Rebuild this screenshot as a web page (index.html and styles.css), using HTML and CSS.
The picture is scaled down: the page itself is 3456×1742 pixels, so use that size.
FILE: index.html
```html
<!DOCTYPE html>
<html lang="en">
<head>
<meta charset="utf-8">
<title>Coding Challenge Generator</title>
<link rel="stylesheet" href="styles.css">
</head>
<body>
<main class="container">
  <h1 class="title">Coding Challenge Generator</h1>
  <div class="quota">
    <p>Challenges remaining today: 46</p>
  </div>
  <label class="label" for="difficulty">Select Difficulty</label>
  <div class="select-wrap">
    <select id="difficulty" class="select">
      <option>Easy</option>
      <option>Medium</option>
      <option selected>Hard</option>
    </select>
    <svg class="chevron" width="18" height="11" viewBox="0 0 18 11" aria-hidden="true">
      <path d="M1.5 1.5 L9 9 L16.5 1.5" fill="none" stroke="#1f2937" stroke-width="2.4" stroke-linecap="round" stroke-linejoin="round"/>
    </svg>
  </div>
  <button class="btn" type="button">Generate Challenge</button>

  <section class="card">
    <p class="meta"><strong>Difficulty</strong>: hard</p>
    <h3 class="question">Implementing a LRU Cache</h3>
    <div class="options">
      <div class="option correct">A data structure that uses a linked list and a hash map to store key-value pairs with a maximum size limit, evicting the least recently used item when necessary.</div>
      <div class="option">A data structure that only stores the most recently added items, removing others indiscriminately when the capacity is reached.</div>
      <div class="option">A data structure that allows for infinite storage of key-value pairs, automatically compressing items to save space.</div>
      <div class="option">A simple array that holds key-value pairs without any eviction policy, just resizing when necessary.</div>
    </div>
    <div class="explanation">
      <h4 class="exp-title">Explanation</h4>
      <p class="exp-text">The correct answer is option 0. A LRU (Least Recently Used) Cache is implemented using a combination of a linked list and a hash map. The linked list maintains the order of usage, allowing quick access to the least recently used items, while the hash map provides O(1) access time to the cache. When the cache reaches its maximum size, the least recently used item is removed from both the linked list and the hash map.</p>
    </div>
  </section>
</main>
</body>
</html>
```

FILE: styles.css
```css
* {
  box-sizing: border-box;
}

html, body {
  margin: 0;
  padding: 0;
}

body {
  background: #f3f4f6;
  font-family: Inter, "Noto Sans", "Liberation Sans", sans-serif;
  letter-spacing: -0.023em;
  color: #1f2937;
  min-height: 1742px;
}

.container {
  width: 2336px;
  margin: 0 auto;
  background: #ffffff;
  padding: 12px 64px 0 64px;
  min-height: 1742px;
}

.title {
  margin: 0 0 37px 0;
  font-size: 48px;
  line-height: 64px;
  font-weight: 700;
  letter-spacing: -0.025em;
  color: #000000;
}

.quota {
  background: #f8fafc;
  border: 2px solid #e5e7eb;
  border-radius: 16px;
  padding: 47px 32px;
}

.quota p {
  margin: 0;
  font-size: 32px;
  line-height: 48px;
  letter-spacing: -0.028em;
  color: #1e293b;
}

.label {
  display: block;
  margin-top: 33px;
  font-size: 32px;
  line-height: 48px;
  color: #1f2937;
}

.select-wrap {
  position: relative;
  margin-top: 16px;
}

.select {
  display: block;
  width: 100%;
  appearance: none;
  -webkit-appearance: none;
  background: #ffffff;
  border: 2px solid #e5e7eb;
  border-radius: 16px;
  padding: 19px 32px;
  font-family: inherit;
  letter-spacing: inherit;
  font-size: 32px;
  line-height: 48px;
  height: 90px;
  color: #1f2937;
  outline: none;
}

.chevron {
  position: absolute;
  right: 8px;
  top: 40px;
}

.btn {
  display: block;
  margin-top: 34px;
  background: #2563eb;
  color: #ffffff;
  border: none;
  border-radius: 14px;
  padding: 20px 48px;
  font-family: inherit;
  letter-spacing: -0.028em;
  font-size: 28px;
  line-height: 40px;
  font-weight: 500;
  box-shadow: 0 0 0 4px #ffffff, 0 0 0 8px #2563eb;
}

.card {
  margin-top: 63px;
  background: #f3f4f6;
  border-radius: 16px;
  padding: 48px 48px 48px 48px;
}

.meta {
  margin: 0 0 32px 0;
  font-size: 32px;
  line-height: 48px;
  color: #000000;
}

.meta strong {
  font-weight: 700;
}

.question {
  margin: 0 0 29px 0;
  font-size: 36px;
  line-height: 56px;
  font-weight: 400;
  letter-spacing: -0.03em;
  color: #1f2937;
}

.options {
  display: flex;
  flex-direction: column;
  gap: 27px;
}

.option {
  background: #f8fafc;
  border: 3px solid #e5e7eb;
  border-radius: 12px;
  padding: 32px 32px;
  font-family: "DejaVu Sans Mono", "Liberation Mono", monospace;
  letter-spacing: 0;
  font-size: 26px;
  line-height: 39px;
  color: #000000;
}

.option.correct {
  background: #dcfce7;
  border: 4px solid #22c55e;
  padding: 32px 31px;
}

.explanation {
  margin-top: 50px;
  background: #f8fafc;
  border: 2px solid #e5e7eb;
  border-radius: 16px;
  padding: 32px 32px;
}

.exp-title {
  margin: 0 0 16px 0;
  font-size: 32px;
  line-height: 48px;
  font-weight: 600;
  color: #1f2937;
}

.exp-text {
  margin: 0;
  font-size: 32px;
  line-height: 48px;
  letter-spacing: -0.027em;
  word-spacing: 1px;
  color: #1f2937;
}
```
====================
EXERCISE GOAL: Reproduce the entire listing word for word.

RESULT OF THE EXERCISE:
Rebuild this screenshot as a web page (index.html and styles.css), using HTML and CSS.
The picture is scaled down: the page itself is 3456×1742 pixels, so use that size.
FILE: index.html
```html
<!DOCTYPE html>
<html lang="en">
<head>
<meta charset="utf-8">
<title>Coding Challenge Generator</title>
<link rel="stylesheet" href="styles.css">
</head>
<body>
<main class="container">
  <h1 class="title">Coding Challenge Generator</h1>
  <div class="quota">
    <p>Challenges remaining today: 46</p>
  </div>
  <label class="label" for="difficulty">Select Difficulty</label>
  <div class="select-wrap">
    <select id="difficulty" class="select">
      <option>Easy</option>
      <option>Medium</option>
      <option selected>Hard</option>
    </select>
    <svg class="chevron" width="18" height="11" viewBox="0 0 18 11" aria-hidden="true">
      <path d="M1.5 1.5 L9 9 L16.5 1.5" fill="none" stroke="#1f2937" stroke-width="2.4" stroke-linecap="round" stroke-linejoin="round"/>
    </svg>
  </div>
  <button class="btn" type="button">Generate Challenge</button>

  <section class="card">
    <p class="meta"><strong>Difficulty</strong>: hard</p>
    <h3 class="question">Implementing a LRU Cache</h3>
    <div class="options">
      <div class="option correct">A data structure that uses a linked list and a hash map to store key-value pairs with a maximum size limit, evicting the least recently used item when necessary.</div>
      <div class="option">A data structure that only stores the most recently added items, removing others indiscriminately when the capacity is reached.</div>
      <div class="option">A data structure that allows for infinite storage of key-value pairs, automatically compressing items to save space.</div>
      <div class="option">A simple array that holds key-value pairs without any eviction policy, just resizing when necessary.</div>
    </div>
    <div class="explanation">
      <h4 class="exp-title">Explanation</h4>
      <p class="exp-text">The correct answer is option 0. A LRU (Least Recently Used) Cache is implemented using a combination of a linked list and a hash map. The linked list maintains the order of usage, allowing quick access to the least recently used items, while the hash map provides O(1) access time to the cache. When the cache reaches its maximum size, the least recently used item is removed from both the linked list and the hash map.</p>
    </div>
  </section>
</main>
</body>
</html>
```

FILE: styles.css
```css
* {
  box-sizing: border-box;
}

html, body {
  margin: 0;
  padding: 0;
}

body {
  background: #f3f4f6;
  font-family: Inter, "Noto Sans", "Liberation Sans", sans-serif;
  letter-spacing: -0.023em;
  color: #1f2937;
  min-height: 1742px;
}

.container {
  width: 2336px;
  margin: 0 auto;
  background: #ffffff;
  padding: 12px 64px 0 64px;
  min-height: 1742px;
}

.title {
  margin: 0 0 37px 0;
  font-size: 48px;
  line-height: 64px;
  font-weight: 700;
  letter-spacing: -0.025em;
  color: #000000;
}

.quota {
  background: #f8fafc;
  border: 2px solid #e5e7eb;
  border-radius: 16px;
  padding: 47px 32px;
}

.quota p {
  margin: 0;
  font-size: 32px;
  line-height: 48px;
  letter-spacing: -0.028em;
  color: #1e293b;
}

.label {
  display: block;
  margin-top: 33px;
  font-size: 32px;
  line-height: 48px;
  color: #1f2937;
}

.select-wrap {
  position: relative;
  margin-top: 16px;
}

.select {
  display: block;
  width: 100%;
  appearance: none;
  -webkit-appearance: none;
  background: #ffffff;
  border: 2px solid #e5e7eb;
  border-radius: 16px;
  padding: 19px 32px;
  font-family: inherit;
  letter-spacing: inherit;
  font-size: 32px;
  line-height: 48px;
  height: 90px;
  color: #1f2937;
  outline: none;
}

.chevron {
  position: absolute;
  right: 8px;
  top: 40px;
}

.btn {
  display: block;
  margin-top: 34px;
  background: #2563eb;
  color: #ffffff;
  border: none;
  border-radius: 14px;
  padding: 20px 48px;
  font-family: inherit;
  letter-spacing: -0.028em;
  font-size: 28px;
  line-height: 40px;
  font-weight: 500;
  box-shadow: 0 0 0 4px #ffffff, 0 0 0 8px #2563eb;
}

.card {
  margin-top: 63px;
  background: #f3f4f6;
  border-radius: 16px;
  padding: 48px 48px 48px 48px;
}

.meta {
  margin: 0 0 32px 0;
  font-size: 32px;
  line-height: 48px;
  color: #000000;
}

.meta strong {
  font-weight: 700;
}

.question {
  margin: 0 0 29px 0;
  font-size: 36px;
  line-height: 56px;
  font-weight: 400;
  letter-spacing: -0.03em;
  color: #1f2937;
}

.options {
  display: flex;
  flex-direction: column;
  gap: 27px;
}

.option {
  background: #f8fafc;
  border: 3px solid #e5e7eb;
  border-radius: 12px;
  padding: 32px 32px;
  font-family: "DejaVu Sans Mono", "Liberation Mono", monospace;
  letter-spacing: 0;
  font-size: 26px;
  line-height: 39px;
  color: #000000;
}

.option.correct {
  background: #dcfce7;
  border: 4px solid #22c55e;
  padding: 32px 31px;
}

.explanation {
  margin-top: 50px;
  background: #f8fafc;
  border: 2px solid #e5e7eb;
  border-radius: 16px;
  padding: 32px 32px;
}

.exp-title {
  margin: 0 0 16px 0;
  font-size: 32px;
  line-height: 48px;
  font-weight: 600;
  color: #1f2937;
}

.exp-text {
  margin: 0;
  font-size: 32px;
  line-height: 48px;
  letter-spacing: -0.027em;
  word-spacing: 1px;
  color: #1f2937;
}
```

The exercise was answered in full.